O surgimento dessa nova forma de conhecimento está profundamente relacionado às transformações sociais ocorridas nas cidades e colônias do Mediterrâneo. Dentre elas podemos apontar o incremento da navegação nas atividades comerciais, que expandiu o intercâmbio entre culturas até então distantes; as invasões territoriais de povos de origem jônia fundando cidades que se tornariam grandes entrepostos comerciais, como Mileto e Éfeso; e a ascensão da monetarização como método cada vez mais fortalecido de praticar o comércio.

Todo esse processo culminaria numa intensa e até então inédita produção intelectual nessas cidades mais desenvolvidas pelo avanço do quadro acima descrito. Nasce assim a filosofia a partir da produção de indivíduos interessados sobretudo em buscar explicações racionais para as grandes questões que tradicionalmente mobilizaram os diversos povos e culturas, como opção aos inúmeros sistemas mitológicos, que até então ocupavam esse papel. Esses pensadores, voltados sobretudo para compreender a base essencial das coisas (que os gregos chamariam de arché), ficariam conhecidos na história do pensamento como filósofos da natureza.

Uma das primeiras expressões desse novo caminho de produção intelectual ocorreu com a ascensão do que ficaria conhecido como Escola de Mileto, tendo na figura de Tales seu primeiro grande representante.
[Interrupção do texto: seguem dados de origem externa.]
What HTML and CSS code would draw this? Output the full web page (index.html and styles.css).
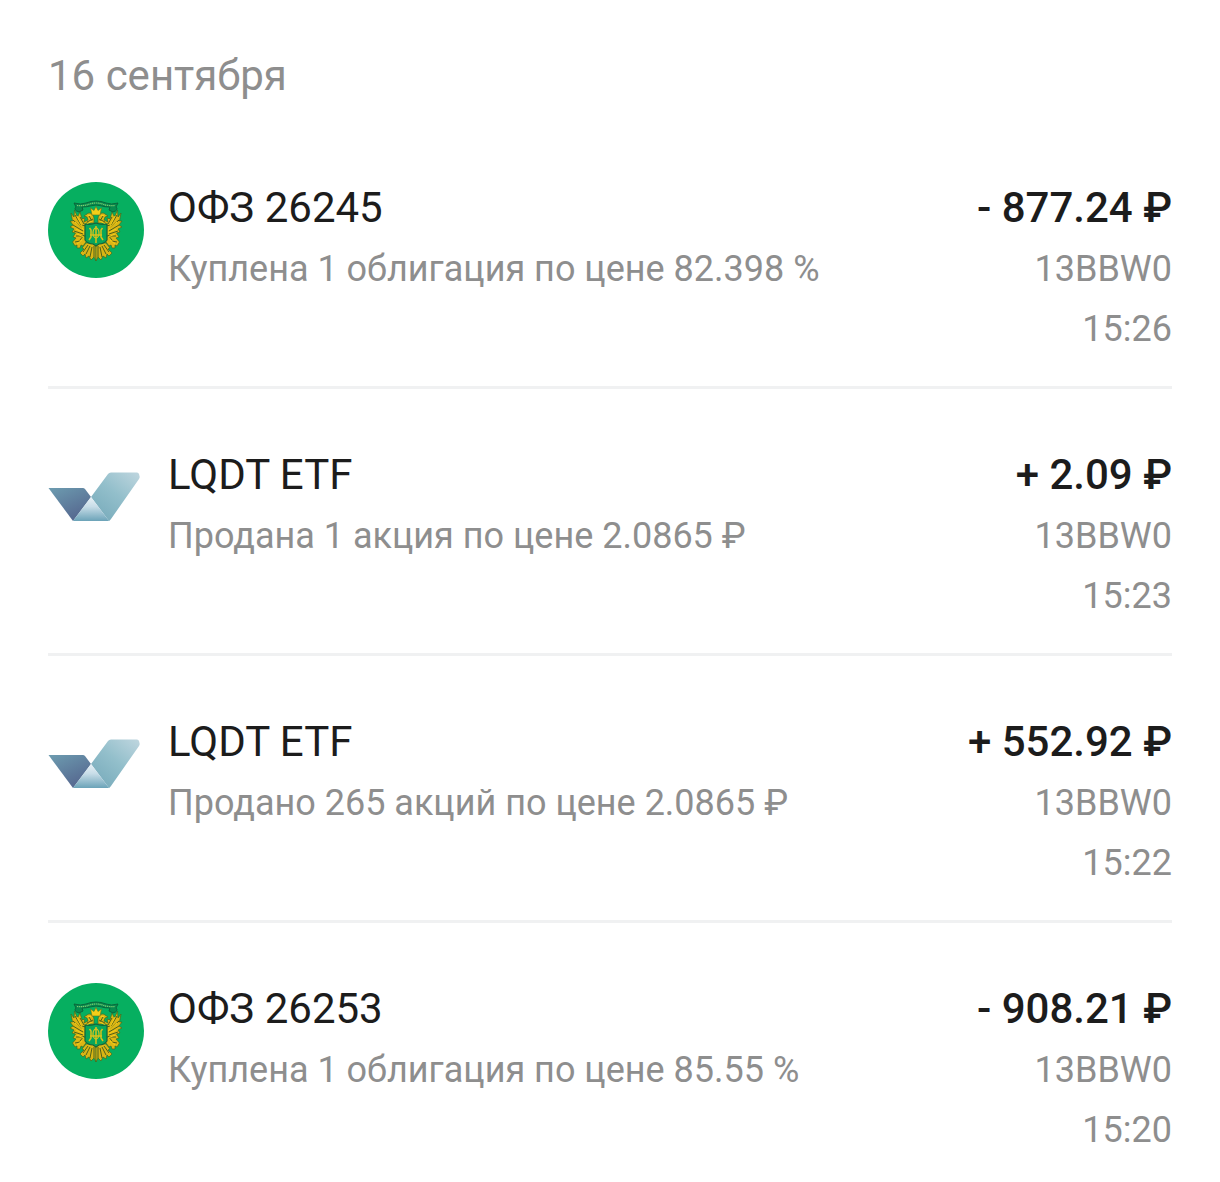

Ele estabeleceu a ideia de que o elemento original de todas as coisas era a água, por um lado porque entendeu que dela poderiam originar-se outros elementos (a terra por condensação e o ar por rarefação), por outro porque nela se encerrava a noção de “liquidez primeira do universo”, o que no seu entendimento remetia aos atributos básicos dos deuses, de onde tudo seria proveniente.

Provavelmente discípulo de Tales, Anaximandro aprofundou os estudos empreendidos por seu mestre, mas divergiu dele quanto ao elemento original das coisas, substituindo a água por um princípio, igualmente divino, que ele chamaria de Ápeiron, normalmente traduzido por éter ou por infinito, e que representa um avanço por não se deter numa substância positiva, como a água, especulando uma origem ainda mais anterior, flertando dessa forma, pioneiramente, com a ideia de uma “inframatéria”. Seu discípulo Anaximenes dá um passo atrás e elege o ar como matéria primordial, mas introduz, por outro lado, a noção de um sistema cíclico na formação das coisas, que assim acabam se dissolvendo no princípio originário, para em outro momento tornar a constituir-se.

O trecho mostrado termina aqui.